BAMF: Vier von fünf Flüchtlingen schaffen Deutsch-Test nicht

Ich habe in so einer Schule gearbeitet. Meiner Erfahrung nach gibt es viele Gründe warum einige ihre Tests nicht schaffen.

Erstens, mag 1300 Stunden oder was auch immer nach extrem viel klingen, aber ich selbst habe auch 3 Semester gebraucht, um Spanisch auf B1 zu lernen. Das waren auch 300 Stunden Unterricht für Akademiker, von einer Sprache, die dem Deutschen sehr ähnlich ist. Mit dem gleichen Alphabet, vielen gleichen Wörtern etc. Und natürlich habe ich auch Zuhause gelernt.

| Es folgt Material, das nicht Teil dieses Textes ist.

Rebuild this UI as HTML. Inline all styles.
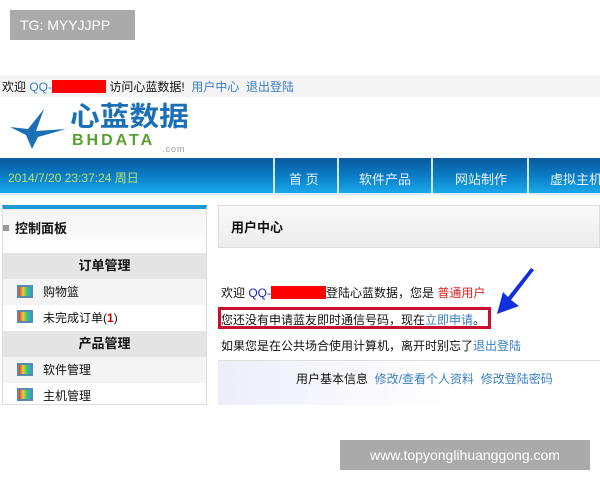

Manche Araber und Afrikaner müssen erstmal schreiben lernen. Manche können kaum den Stift richtig halten am Anfang. Diejenigen, die schon ihre eigene Sprache schreiben können, sind häufig wesentlich besser im Deutschlernen (und es gibt auch eigene Kurse für Leute, die schon nicht-Latein schreiben können). Arabisch (oder Tigri etc.) sind dem Deutschen wesentlich weniger ähnlich als Spanish und allein deswegen schwieriger zu lernen. Die Araber haben mir gesagt "Deutsch wird nicht nur verkehrt rum geschrieben, die ganze Sprache ist verkehrt rum".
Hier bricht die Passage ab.